Fantasy Meets Reality in Rio de Janeiro’s Red Light District
A hazy, spectral short depicts a stark reality in Rio de Janeiro’s oldest red-light district. “Vila Mimosa is an up-to-date urban version of what areas of prostitution might have looked like in the medieval ages,” says fledging Brazilian filmmaker Kayhan Ozmen, who shot on location and with local sex workers. In Portuguese, ‘Mimosa’ usually translates to take its name from the word ‘lovable’ or ‘tender,’ a fact that contrasts with the stark economics of a place that houses over 2,000 women and generates $430,000 USD by welcoming around 4,000 clients each day. “There's a very apocalyptic feeling that surrounds the area,” says the former professional tennis player turned director, who cast Alvinho Lancellotti, a fellow carioca and well-known figure in of MPB (Brazilian Popular Music) to play a curious man wandering the infamous area at night. “I wanted to highlight the repeated daily story of men who try to find ‘fun’ in a very unfriendly environment.”
The Story of the Playboy Producer Who Mentored Kate Moss
Kate Moss said he was the only one who could keep up with her. To Anna Wintour, he knew everybody on the planet. Billed as “the most famous person you’ve never heard of,” enigmatic British producer Michael ‘Chalky’ White steps into the limelight with Gracie Otto’s comprehensive feature documentary, The Last Impresario. Set against the heady cultural backdrop of the 1960s and 1970s, the London theater and film tycoon took a slingshot to the establishment with his trailblazing productions that included The Rocky Horror Picture Show, Pina Bausch and Yoko Ono,. “To be a successful theater producer you also have to be a gambler, and Michael was prepared to take incredible risks,” says Otto, who became engrossed with White following a chance encounter at Cannes. “He created an amazing network of friends: Facebook before Facebook was created.” White, who was awarded a Lifetime Achievement award at the prodigious Olivier Awards in London earlier this year, comes across on camera as a man of few words but his vast archive of off-duty snapshots of Jack Nicholson, Nicole Kidman and Christopher Reeve speaks volumes. “Kate Moss and Michael share a birthday, and people said he discovered her,” adds the director. “She hardly does any interviews so it was a real coup, and she was completely happy to share stories of Chalky.”

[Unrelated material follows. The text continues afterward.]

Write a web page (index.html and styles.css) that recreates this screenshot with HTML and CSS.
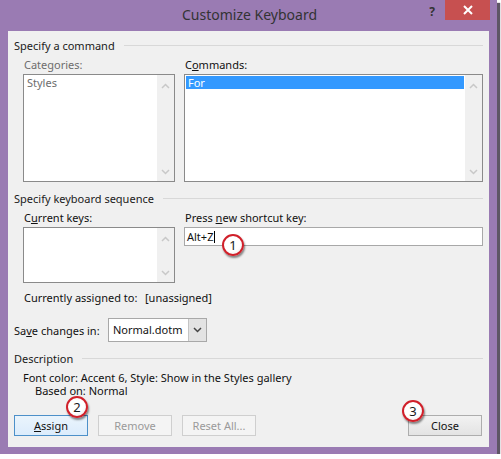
FILE: index.html
```html
<!DOCTYPE html>
<html>
<head>
<meta charset="utf-8">
<link rel="stylesheet" href="styles.css">
</head>
<body>
<div class="window">
  <div class="titlebar">
    <div></div>
    <div class="title">Customize Keyboard</div>
    <div class="controls">
      <span class="help">?</span>
      <span class="close-x"><svg width="10" height="10" viewBox="0 0 10 10"><path d="M1 1L9 9M9 1L1 9" stroke="#fff" stroke-width="2"/></svg></span>
    </div>
  </div>
  <div class="client">
    <div class="group-head"><span>Specify a command</span></div>
    <div class="grid">
      <div class="col">
        <div class="label disabled">Categories:</div>
        <div class="listbox tall">
          <div class="items"><div class="item disabled">Styles</div></div>
          <div class="scroll">
            <svg width="9" height="6" viewBox="0 0 9 6"><path d="M1 5L4.5 1.5L8 5" fill="none" stroke="#c8c8c8" stroke-width="1.5"/></svg>
            <svg width="9" height="6" viewBox="0 0 9 6"><path d="M1 1L4.5 4.5L8 1" fill="none" stroke="#c8c8c8" stroke-width="1.5"/></svg>
          </div>
        </div>
      </div>
      <div class="col">
        <div class="label">C<u>o</u>mmands:</div>
        <div class="listbox tall">
          <div class="items"><div class="item selected">For</div></div>
          <div class="scroll">
            <svg width="9" height="6" viewBox="0 0 9 6"><path d="M1 5L4.5 1.5L8 5" fill="none" stroke="#c8c8c8" stroke-width="1.5"/></svg>
            <svg width="9" height="6" viewBox="0 0 9 6"><path d="M1 1L4.5 4.5L8 1" fill="none" stroke="#c8c8c8" stroke-width="1.5"/></svg>
          </div>
        </div>
      </div>
    </div>
    <div class="group-head second"><span>Specify keyboard sequence</span></div>
    <div class="grid">
      <div class="col">
        <div class="label">C<u>u</u>rrent keys:</div>
        <div class="listbox short">
          <div class="items"></div>
          <div class="scroll">
            <svg width="9" height="6" viewBox="0 0 9 6"><path d="M1 5L4.5 1.5L8 5" fill="none" stroke="#c8c8c8" stroke-width="1.5"/></svg>
            <svg width="9" height="6" viewBox="0 0 9 6"><path d="M1 1L4.5 4.5L8 1" fill="none" stroke="#c8c8c8" stroke-width="1.5"/></svg>
          </div>
        </div>
      </div>
      <div class="col">
        <div class="label">Press <u>n</u>ew shortcut key:</div>
        <div class="textbox"><span>Alt+Z</span><span class="caret"></span></div>
      </div>
    </div>
    <div class="assigned"><span class="assigned-label">Currently assigned to:</span><span>[unassigned]</span></div>
    <div class="save-row">
      <span class="save-label">Sa<u>v</u>e changes in:</span>
      <div class="combo">
        <span class="combo-text">Normal.dotm</span>
        <span class="combo-btn"><svg width="9" height="6" viewBox="0 0 9 6"><path d="M1 1L4.5 4.5L8 1" fill="none" stroke="#444" stroke-width="1.5"/></svg></span>
      </div>
    </div>
    <div class="group-head third"><span>Description</span></div>
    <div class="desc">
      <div>Font color: Accent 6, Style: Show in the Styles gallery</div>
      <div class="desc-indent">Based on: Normal</div>
    </div>
    <div class="buttons">
      <button class="btn default"><u>A</u>ssign</button>
      <button class="btn off">Remove</button>
      <button class="btn off">Reset All...</button>
      <button class="btn close">Close</button>
    </div>
    <span class="badge b1">1</span>
    <span class="badge b2">2</span>
    <span class="badge b3">3</span>
  </div>
</div>
</body>
</html>
```

FILE: styles.css
```css
html, body {
  margin: 0;
  padding: 0;
  background: #ffffff;
}
body {
  font-family: "Noto Sans", "DejaVu Sans", sans-serif;
  font-size: 11px;
  color: #111;
}
.window {
  width: 497px;
  height: 454px;
  box-sizing: border-box;
  background: #9a7bb3;
  padding: 0 8px 7px 8px;
  box-shadow: 3px 3px 1px rgba(40, 30, 50, 0.75);
}
.titlebar {
  height: 31px;
  margin: 0 -8px;
  display: grid;
  grid-template-columns: 1fr auto 1fr;
}
.title {
  font-size: 14px;
  color: #333;
  line-height: 30px;
  padding-left: 2px;
}
.controls {
  display: flex;
  justify-content: flex-end;
  align-items: flex-start;
  padding-right: 7px;
}
.help {
  font-weight: bold;
  font-size: 12px;
  color: #333;
  line-height: 12px;
  margin-top: 6px;
  margin-right: 10px;
}
.close-x {
  width: 45px;
  height: 20px;
  background: #c75050;
  display: flex;
  align-items: center;
  justify-content: center;
}
.client {
  position: relative;
  background: #f0f0f0;
  height: 416px;
  box-sizing: border-box;
  padding: 6px 6px 0 6px;
}
.group-head {
  display: flex;
  align-items: center;
  height: 16px;
  color: #1a1a1a;
}
.group-head::after {
  content: "";
  flex: 1;
  height: 1px;
  background: #d8d8d8;
  margin-left: 9px;
}
.group-head.second { margin-top: 8px; }
.group-head.third { margin-top: 8px; }
.grid {
  display: grid;
  grid-template-columns: 152px 299px;
  column-gap: 9px;
  margin-left: 9px;
}
.label {
  height: 16px;
  line-height: 16px;
  margin-top: 4px;
  margin-bottom: 1px;
  padding-left: 1px;
}
.disabled { color: #6d6d6d; }
.listbox {
  display: flex;
  border: 1px solid #8a8a8a;
  background: #fff;
  box-sizing: border-box;
}
.listbox.tall { height: 108px; }
.listbox.short { height: 56px; }
.items {
  flex: 1;
  padding: 1px;
}
.item {
  height: 13px;
  line-height: 13px;
  padding-left: 2px;
}
.item.selected {
  background: #3399ff;
  color: #fff;
}
.scroll {
  width: 17px;
  background: #f0f0f0;
  display: flex;
  flex-direction: column;
  justify-content: space-between;
  align-items: center;
  padding: 8px 0 6px 0;
}
.textbox {
  height: 19px;
  box-sizing: border-box;
  border: 1px solid #a8a8a8;
  background: #fff;
  display: flex;
  align-items: center;
  padding-left: 2px;
}
.caret {
  display: inline-block;
  width: 1px;
  height: 12px;
  background: #000;
  margin-left: 1px;
}
.assigned {
  margin-top: 7px;
  margin-left: 10px;
  height: 16px;
  line-height: 16px;
  display: flex;
}
.assigned-label { width: 121px; }
.save-row {
  margin-top: 12px;
  display: flex;
  align-items: center;
}
.save-label { width: 94px; }
.combo {
  width: 99px;
  height: 24px;
  box-sizing: border-box;
  border: 1px solid #a8a8a8;
  background: #fff;
  display: flex;
}
.combo-text {
  flex: 1;
  line-height: 22px;
  padding-left: 4px;
}
.combo-btn {
  width: 17px;
  background: #e3e3e3;
  border-left: 1px solid #c4c4c4;
  display: flex;
  align-items: center;
  justify-content: center;
}
.desc {
  margin-top: 5px;
  margin-left: 9px;
  line-height: 13px;
}
.desc-indent { padding-left: 12px; }
.buttons {
  display: flex;
  margin-top: 18px;
}
.btn {
  font-family: "Noto Sans", "DejaVu Sans", sans-serif;
  font-size: 11px;
  width: 74px;
  height: 21px;
  box-sizing: border-box;
  padding: 0;
  border: 1px solid #adadad;
  background: linear-gradient(#f2f2f2, #e3e3e3);
  color: #111;
  margin-right: 10px;
}
.btn.default {
  border-color: #4d90c9;
  background: linear-gradient(#eaf4fc, #dcecfc);
}
.btn.off {
  border-color: #cfcfcf;
  background: #f4f4f4;
  color: #9a9a9a;
}
.btn.close {
  margin-left: auto;
  margin-right: 1px;
}
.badge {
  position: absolute;
  width: 18px;
  height: 18px;
  border-radius: 50%;
  border: 2px solid #d0202a;
  background: radial-gradient(circle at 40% 35%, #ffffff 55%, #e6e6e6 100%);
  box-shadow: 1px 2px 2px rgba(0, 0, 0, 0.45);
  font-size: 13px;
  line-height: 18px;
  text-align: center;
  color: #1a1a1a;
}
.b1 { left: 214px; top: 203px; }
.b2 { left: 58px; top: 365px; }
.b3 { left: 394px; top: 369px; }
```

The Last Impresario is released in UK cinemas and on demand from September 26.
Kahlil Joseph's Film Meditates on the Origins of an All-Black Rodeo in Oklahoma
A dreamlike narrative binds cowboy and an angelic specter clad in white in director Kahlil Joseph's exploration of a little-known African-American rodeo subculture. Joseph, who is part of the Los Angeles-based What Matters Most film collective, visited the annual August rodeo in the sparsely populated Oklahoma town of Grayson (previously Wildcat), an event that attracts African-American bull riders, barrel racers and cowgirls from all over the Midwest and southern USA. He set out to celebrate the origins of the rodeo by paying respect to the spirit of Aunt Janet, a member of the family who founded the event, passed away last year and is embodied as the young girl in the film. “Black people are light years more advanced than the ideas and images that circulate would have you believe. The spaces we control and exist are my ground zero for filming, at least so far, and there are opportunities for me to tap into the energy,” says Joseph who has also made films for musicians including Shabazz Palaces and Seu Jorge. “So an all-black town with an all-black rodeo in the American heartland was a kind of vortex or portal through which I could actually show this.” Wildcat is scored by experimental musician Flying Lotus, who has previously collaborated with Joseph on a short to accompany his 2012 album Until the Quiet Comes, which is showing during Sundance London this weekend.